Il 3 per cento degli italiani (quasi 2 milioni di persone) ha usato i propri risparmi per investire in Bitcoin. Lo scrive Consob nel suo ultimo rapporto sulle scelte di investimento delle famiglie italiane. Secondo altri fonti sarebbero in realtà molti di più i connazionali che hanno un wallet (i.e. un portafoglio elettronico) con all’interno non solo criptovalute ma anche non fungibile token (Nft).
In assenza di chiare norme sugli obblighi fiscali connessi alla loro detenzione pare che molta di questa ricchezza digitale non sia stata dichiarata al fisco mediante la compilazione del quadro RW, lo stesso che va dichiarato da chi detiene un conto corrente o una gestione all’estero.
Trattasi di un adempimento dichiarativo utile ai fini del monitoraggio delle attività detenute all’estero e della eventuale imposizione ai fini delle imposte sui redditi in Italia e dalla cui mancata osservanza discendono sanzioni amministrative.
In passato, per situazioni simili, tale omissione è stata sanata con il pagamento di una sanzione molto contenuta (così è stato con gli scudi fiscali e con la voluntary disclosore poi).
L’estensione della ipotizzata procedura di emersione del contante anche alle criptovalute avrebbe l’effetto di portare alla luce una ricchezza oggi sconosciuta al fisco italiano e soprattutto il suo assoggettamento alle diverse forme di tassazione previste per tali attività; se poi si volesse, come già avviene per gli strumenti finanziari, prevedere che in tal caso che la tassazione possa essere delegata ad un sostituto d’imposta (tipicamente la società fiduciaria italiana) il Governo non dovrà che confermare quello che già da tempo il mercato ha capito ovvero che le criptovalute rappresentano forme di investimento.
Per quanto riguarda invece il contante, l’ipotizzata soluzione di prevedere che una parte consistente di quanto emerso debba rimanere reinvestito nella cosiddetta economia reale si ritiene di poter individuare nei piani di investimento di risparmio (Pir) favorendo così anche la realizzazione di un altro punto del programma di governo del centro destra e consentendo anche di avere, come per tutti coloro che utilizzano il Pir, significativi incentivi fiscali che compenserebbe, in tutto o in parte, l’onere di dover tenere bloccati per cinque anni i risparmi oggetti dell’emersione.
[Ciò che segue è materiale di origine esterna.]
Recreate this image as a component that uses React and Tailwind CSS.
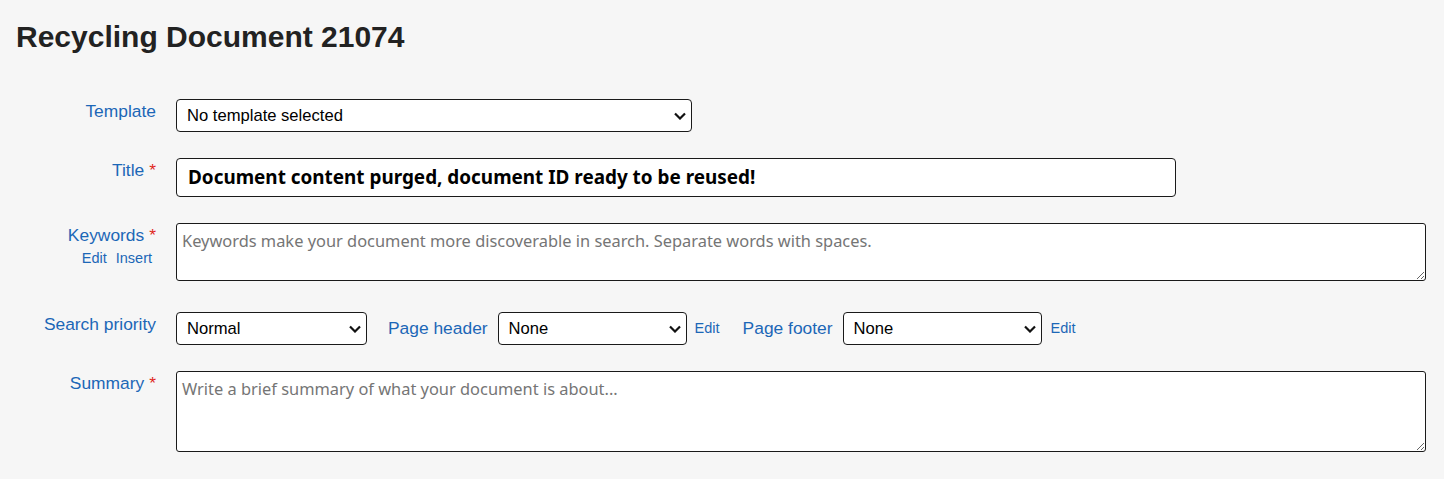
const Req = () => <span className="ml-[5px] text-[#e0251b]">*</span>;

const Chevron = () => (
  <svg
    className="absolute right-[5px] top-1/2 -translate-y-1/2"
    width="12"
    height="8"
    viewBox="0 0 12 8"
    fill="none"
  >
    <path d="M1 1.5 L6 6.5 L11 1.5" stroke="#111" strokeWidth="2.2" />
  </svg>
);

const Select = ({ value, width }) => {
  return (
    <div
      className={`relative flex h-[33px] shrink-0 items-center rounded-[4px] border border-[#1a1a1a] bg-white ${width}`}
    >
      <span className="pl-[10px] pt-[2px] text-[16.6px] text-black">{value}</span>
      <Chevron />
    </div>
  );
};

const Label = ({ children }) => (
  <div className="mt-[2px] text-right text-[17.4px] leading-[20px] text-[#1c67b7]">
    {children}
  </div>
);

const segoe = { fontFamily: '"Noto Sans", "Open Sans", sans-serif' };

export default function App() {
  return (
    <div
      className="min-h-[479px] w-full bg-[#f6f6f6] text-[#222]"
      style={{ fontFamily: '"Liberation Sans", Arial, sans-serif' }}
    >
      <h1 className="pl-[16px] pt-[19px] text-[30px] font-bold leading-[36px] text-[#222]">
        Recycling Document 21074
      </h1>

      <div className="mt-[44px] grid grid-cols-[156px_1fr] gap-x-[20px]">
        {/* template */}
        <Label>Template</Label>
        <div className="mb-[26px]">
          <Select value="No template selected" width="w-[516px]" />
        </div>

        {/* title */}
        <Label>
          Title
          <Req />
        </Label>
        <div className="mb-[26px]">
          <div
            className="flex h-[39px] w-[1000px] items-center rounded-[4px] border border-[#1a1a1a] bg-white pl-[11px] text-[18.9px] font-bold text-black"
            style={segoe}
          >
            Document content purged, document ID ready to be reused!
          </div>
        </div>

        {/* keywords */}
        <div className="mt-[2px] flex flex-col items-end">
          <div className="text-[17.4px] leading-[20px] text-[#1c67b7]">
            Keywords
            <Req />
          </div>
          <div className="mt-[5px] mr-[4px] flex gap-[9px] text-[14.5px] leading-[16px] text-[#1c67b7]">
            <span>Edit</span>
            <span>Insert</span>
          </div>
        </div>
        <div className="mb-[31px]">
          <textarea
            className="block h-[58px] w-[1250px] rounded-[3px] border border-[#1a1a1a] bg-white px-[5px] pb-[6px] pt-[7px] text-[16.4px] leading-[20px] placeholder:text-[#757575]"
            style={segoe}
            placeholder="Keywords make your document more discoverable in search. Separate words with spaces."
          />
        </div>

        {/* search priority / header / footer */}
        <Label>Search priority</Label>
        <div className="mb-[26px] flex items-center">
          <Select value="Normal" width="w-[191px]" />
          <span className="ml-[21px] text-[17.4px] text-[#1c67b7]">Page header</span>
          <div className="ml-[10px]">
            <Select value="None" width="w-[189px]" />
          </div>
          <span className="ml-[8px] text-[14.5px] text-[#1c67b7]">Edit</span>
          <span className="ml-[23px] text-[17.4px] text-[#1c67b7]">Page footer</span>
          <div className="ml-[10px]">
            <Select value="None" width="w-[199px]" />
          </div>
          <span className="ml-[9px] text-[14.5px] text-[#1c67b7]">Edit</span>
        </div>

        {/* summary */}
        <Label>
          Summary
          <Req />
        </Label>
        <div>
          <textarea
            className="block h-[81px] w-[1250px] rounded-[3px] border border-[#1a1a1a] bg-white px-[5px] pb-[6px] pt-[7px] text-[16.4px] leading-[20px] placeholder:text-[#757575]"
            style={segoe}
            placeholder="Write a brief summary of what your document is about..."
          />
        </div>
      </div>
    </div>
  );
}
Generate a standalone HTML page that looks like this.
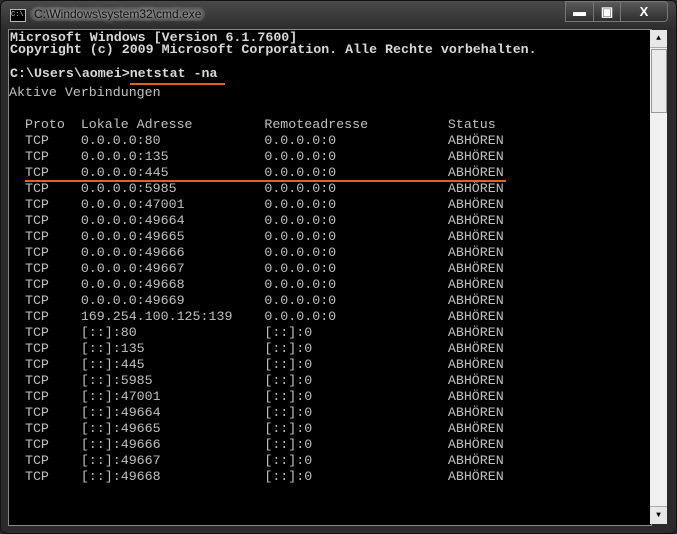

Anche in tal caso l’utilizzo della società fiduciaria per amministrare il Pir consentirebbe di assicurare allo Stato sia il versamento delle imposte dovute sia il mantenimento degli investimenti per i cinque anni previsti.
Ma cos’è un Pir? E’, in buona sostanza, un “contenitore” fiscale tramite il quale è possibile investire in una molteplicità di strumenti finanziari (cosiddetto Pir alternativo “fai-da-te”), beneficiando della completa esenzione dalle imposte sui redditi (26 per cento su dividendi/interessi/capital gain/proventi Oicr) e dall’imposta di successione.